__EXERCISE DETAILS__. Search the entries for the word "TypeScript" and pull out each line that has it.

__RECORDS SUPPLIED__.
• • • •

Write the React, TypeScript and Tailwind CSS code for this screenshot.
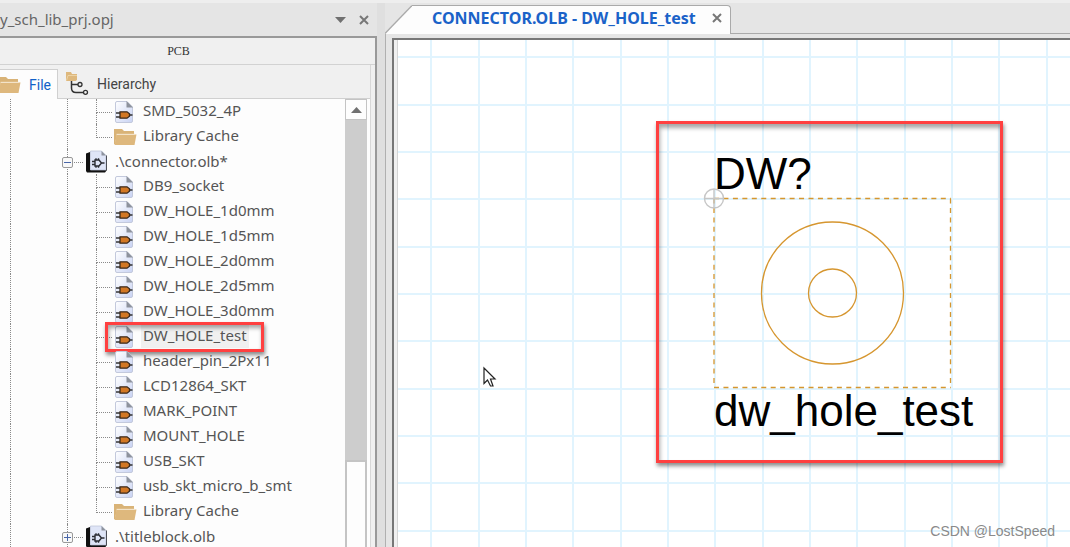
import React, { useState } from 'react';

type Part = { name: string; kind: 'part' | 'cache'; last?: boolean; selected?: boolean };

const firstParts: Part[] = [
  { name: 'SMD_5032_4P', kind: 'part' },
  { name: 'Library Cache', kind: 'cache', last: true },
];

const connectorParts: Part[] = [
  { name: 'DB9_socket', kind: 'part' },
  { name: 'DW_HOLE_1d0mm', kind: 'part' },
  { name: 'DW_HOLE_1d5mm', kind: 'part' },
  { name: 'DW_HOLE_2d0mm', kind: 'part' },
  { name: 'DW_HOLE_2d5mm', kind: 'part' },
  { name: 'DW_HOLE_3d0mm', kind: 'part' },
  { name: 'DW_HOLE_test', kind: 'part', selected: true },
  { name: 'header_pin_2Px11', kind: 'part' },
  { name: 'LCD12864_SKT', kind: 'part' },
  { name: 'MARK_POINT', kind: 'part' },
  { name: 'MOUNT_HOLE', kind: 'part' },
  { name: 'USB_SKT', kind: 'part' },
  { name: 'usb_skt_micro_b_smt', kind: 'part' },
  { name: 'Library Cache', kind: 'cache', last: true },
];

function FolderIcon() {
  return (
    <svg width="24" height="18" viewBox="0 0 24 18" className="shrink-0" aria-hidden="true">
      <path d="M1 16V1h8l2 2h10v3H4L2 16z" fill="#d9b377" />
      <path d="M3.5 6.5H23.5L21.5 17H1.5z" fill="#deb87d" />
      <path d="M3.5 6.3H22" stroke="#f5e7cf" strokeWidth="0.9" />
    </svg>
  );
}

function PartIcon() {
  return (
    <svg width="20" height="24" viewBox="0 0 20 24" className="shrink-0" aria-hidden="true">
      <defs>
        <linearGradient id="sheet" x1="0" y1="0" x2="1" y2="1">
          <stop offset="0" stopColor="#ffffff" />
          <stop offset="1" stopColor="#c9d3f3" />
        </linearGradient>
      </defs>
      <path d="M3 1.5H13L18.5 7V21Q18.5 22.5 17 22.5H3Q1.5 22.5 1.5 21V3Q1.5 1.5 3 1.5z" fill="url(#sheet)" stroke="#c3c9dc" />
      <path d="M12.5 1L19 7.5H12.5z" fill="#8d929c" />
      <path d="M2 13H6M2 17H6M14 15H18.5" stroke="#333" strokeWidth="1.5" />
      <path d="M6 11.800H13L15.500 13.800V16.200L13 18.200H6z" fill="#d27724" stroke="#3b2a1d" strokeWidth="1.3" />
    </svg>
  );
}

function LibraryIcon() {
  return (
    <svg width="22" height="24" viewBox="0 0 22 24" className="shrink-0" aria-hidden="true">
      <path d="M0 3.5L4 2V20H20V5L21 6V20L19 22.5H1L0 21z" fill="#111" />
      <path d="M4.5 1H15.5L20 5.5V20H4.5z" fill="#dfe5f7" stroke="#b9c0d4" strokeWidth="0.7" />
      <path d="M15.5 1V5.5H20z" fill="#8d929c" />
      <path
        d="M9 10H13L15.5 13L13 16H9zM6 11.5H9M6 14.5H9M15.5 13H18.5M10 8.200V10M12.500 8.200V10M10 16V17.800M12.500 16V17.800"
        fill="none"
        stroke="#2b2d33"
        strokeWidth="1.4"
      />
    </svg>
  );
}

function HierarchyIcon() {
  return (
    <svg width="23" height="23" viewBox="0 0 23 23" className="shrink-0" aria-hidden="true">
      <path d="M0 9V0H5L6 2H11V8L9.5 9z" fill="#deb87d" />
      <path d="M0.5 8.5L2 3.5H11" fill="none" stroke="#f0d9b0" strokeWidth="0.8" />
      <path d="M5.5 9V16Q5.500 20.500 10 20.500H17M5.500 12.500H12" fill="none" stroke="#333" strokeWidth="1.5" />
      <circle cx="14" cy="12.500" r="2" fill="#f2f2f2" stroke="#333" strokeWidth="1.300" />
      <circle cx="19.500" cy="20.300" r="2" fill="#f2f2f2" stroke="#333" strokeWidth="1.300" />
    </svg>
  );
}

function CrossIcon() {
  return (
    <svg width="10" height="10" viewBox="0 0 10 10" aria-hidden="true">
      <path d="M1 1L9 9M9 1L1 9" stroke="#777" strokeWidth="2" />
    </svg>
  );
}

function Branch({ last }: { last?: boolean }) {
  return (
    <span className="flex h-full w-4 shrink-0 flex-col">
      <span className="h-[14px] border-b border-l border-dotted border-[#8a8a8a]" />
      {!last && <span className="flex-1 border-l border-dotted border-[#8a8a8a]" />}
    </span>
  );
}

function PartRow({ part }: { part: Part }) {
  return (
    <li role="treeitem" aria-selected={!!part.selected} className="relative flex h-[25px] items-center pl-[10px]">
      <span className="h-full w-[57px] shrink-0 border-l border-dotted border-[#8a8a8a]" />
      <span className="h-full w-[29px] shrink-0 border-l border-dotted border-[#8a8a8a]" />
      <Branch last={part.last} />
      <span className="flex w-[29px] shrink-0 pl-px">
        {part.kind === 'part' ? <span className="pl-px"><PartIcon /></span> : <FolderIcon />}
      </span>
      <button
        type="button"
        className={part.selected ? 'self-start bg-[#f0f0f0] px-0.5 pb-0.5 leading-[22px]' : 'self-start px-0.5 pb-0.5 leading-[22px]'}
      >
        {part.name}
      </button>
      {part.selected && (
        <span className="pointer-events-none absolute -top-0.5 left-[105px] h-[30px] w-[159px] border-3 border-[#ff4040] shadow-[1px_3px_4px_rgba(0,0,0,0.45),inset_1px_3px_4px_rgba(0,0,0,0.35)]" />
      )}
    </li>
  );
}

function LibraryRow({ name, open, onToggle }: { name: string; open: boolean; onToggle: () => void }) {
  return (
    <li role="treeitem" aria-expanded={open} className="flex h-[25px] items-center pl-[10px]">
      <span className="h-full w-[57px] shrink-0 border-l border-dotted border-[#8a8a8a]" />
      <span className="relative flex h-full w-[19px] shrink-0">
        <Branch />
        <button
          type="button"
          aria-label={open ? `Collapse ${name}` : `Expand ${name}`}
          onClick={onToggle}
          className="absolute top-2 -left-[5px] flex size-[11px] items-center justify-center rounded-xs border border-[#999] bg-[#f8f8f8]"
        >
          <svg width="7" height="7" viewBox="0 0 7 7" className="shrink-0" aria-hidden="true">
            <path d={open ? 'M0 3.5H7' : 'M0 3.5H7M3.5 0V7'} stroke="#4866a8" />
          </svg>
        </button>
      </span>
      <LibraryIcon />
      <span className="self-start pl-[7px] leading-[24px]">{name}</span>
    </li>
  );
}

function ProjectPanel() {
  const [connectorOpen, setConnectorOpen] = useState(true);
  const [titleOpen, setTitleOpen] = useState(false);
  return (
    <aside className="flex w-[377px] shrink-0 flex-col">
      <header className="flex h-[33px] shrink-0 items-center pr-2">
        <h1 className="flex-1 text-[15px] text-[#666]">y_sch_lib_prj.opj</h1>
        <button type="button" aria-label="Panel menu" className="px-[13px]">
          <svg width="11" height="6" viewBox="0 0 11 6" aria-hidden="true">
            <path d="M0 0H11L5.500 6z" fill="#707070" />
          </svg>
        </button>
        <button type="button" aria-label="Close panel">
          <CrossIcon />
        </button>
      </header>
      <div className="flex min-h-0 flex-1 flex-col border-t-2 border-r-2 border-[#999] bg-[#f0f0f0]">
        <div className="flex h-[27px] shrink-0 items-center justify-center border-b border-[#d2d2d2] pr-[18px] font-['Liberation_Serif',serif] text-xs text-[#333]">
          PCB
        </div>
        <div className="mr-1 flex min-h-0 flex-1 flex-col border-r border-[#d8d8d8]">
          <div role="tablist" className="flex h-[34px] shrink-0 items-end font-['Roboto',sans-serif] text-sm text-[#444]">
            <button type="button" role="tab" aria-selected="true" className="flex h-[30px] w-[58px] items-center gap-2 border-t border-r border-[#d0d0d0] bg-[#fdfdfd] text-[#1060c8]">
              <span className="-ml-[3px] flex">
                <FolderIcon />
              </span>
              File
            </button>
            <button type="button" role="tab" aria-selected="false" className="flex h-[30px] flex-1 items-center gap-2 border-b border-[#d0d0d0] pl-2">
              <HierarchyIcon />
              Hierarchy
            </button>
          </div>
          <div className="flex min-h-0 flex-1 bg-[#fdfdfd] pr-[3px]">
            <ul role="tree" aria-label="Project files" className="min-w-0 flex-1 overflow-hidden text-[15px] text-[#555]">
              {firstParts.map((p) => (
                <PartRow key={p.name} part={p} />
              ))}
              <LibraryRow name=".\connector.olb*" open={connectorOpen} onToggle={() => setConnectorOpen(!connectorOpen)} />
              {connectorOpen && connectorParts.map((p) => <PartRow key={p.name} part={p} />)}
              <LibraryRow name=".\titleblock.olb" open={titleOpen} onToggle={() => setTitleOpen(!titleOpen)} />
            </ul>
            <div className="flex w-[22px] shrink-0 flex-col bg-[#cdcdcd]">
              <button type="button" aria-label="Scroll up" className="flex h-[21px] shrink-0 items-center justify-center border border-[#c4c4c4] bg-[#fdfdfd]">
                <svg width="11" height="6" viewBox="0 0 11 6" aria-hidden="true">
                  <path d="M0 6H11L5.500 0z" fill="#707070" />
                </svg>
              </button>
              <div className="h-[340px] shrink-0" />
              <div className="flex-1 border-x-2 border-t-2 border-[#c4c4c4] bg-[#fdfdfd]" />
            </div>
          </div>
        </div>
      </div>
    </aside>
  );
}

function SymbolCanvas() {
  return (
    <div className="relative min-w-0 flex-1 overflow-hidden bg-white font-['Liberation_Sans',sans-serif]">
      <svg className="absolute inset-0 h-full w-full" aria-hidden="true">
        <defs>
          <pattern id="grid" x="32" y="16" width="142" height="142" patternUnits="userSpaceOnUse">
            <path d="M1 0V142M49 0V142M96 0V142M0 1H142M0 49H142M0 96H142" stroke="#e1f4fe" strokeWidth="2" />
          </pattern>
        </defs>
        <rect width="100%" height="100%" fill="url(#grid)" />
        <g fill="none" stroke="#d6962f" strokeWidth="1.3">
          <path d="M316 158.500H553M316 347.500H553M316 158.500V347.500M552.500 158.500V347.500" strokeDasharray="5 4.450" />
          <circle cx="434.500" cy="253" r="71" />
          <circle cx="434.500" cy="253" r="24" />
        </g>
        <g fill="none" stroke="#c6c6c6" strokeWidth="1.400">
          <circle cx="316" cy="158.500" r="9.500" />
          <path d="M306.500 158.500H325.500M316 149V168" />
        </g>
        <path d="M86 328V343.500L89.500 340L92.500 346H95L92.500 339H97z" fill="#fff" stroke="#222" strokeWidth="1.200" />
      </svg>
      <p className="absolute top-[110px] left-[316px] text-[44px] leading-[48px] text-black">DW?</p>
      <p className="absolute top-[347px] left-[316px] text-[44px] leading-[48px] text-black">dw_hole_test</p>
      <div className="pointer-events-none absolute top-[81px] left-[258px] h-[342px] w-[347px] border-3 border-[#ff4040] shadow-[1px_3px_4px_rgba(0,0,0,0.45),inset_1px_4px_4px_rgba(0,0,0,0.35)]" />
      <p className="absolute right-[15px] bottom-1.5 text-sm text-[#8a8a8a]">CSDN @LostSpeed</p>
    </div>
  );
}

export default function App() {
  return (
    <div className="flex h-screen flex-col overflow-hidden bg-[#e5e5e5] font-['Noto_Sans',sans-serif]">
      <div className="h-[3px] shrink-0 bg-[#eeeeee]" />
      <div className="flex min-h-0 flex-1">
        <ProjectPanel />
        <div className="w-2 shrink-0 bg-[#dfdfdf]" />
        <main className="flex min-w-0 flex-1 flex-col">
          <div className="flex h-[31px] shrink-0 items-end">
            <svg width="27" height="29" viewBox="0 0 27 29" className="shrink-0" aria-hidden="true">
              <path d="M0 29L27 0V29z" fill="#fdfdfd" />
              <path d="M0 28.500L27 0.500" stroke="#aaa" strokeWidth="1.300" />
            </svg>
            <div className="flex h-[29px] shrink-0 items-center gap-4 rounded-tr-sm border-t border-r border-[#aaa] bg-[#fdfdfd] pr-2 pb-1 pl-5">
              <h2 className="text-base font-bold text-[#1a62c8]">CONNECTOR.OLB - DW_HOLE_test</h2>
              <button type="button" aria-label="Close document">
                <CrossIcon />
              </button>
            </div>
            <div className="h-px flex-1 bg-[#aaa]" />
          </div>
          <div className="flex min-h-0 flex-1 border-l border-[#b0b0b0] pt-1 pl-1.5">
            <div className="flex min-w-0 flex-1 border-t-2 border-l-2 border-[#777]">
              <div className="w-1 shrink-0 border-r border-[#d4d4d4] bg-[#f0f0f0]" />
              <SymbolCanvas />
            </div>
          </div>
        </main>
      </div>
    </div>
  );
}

• • • •

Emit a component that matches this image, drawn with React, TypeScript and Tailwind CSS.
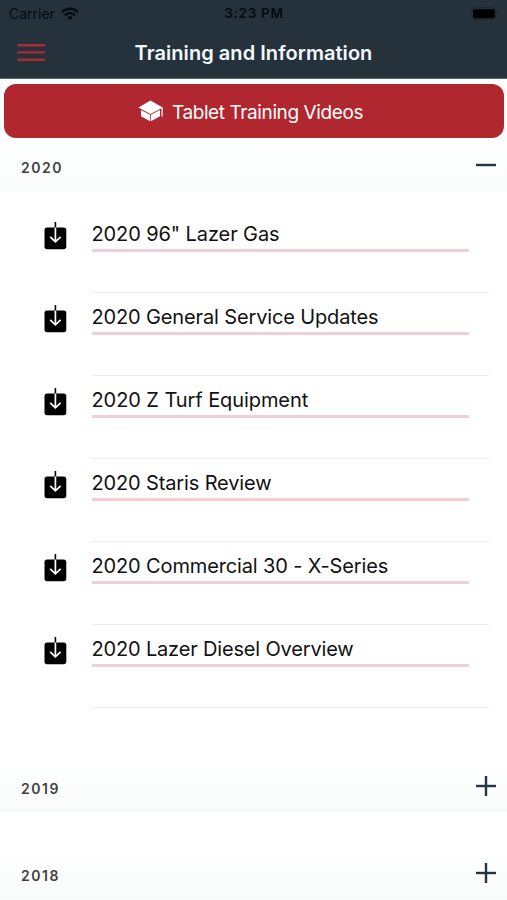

• • • •

__SOLUTION TO THIS TASK__.
Write the React, TypeScript and Tailwind CSS code for this screenshot.
Emit a component that matches this image, drawn with React, TypeScript and Tailwind CSS.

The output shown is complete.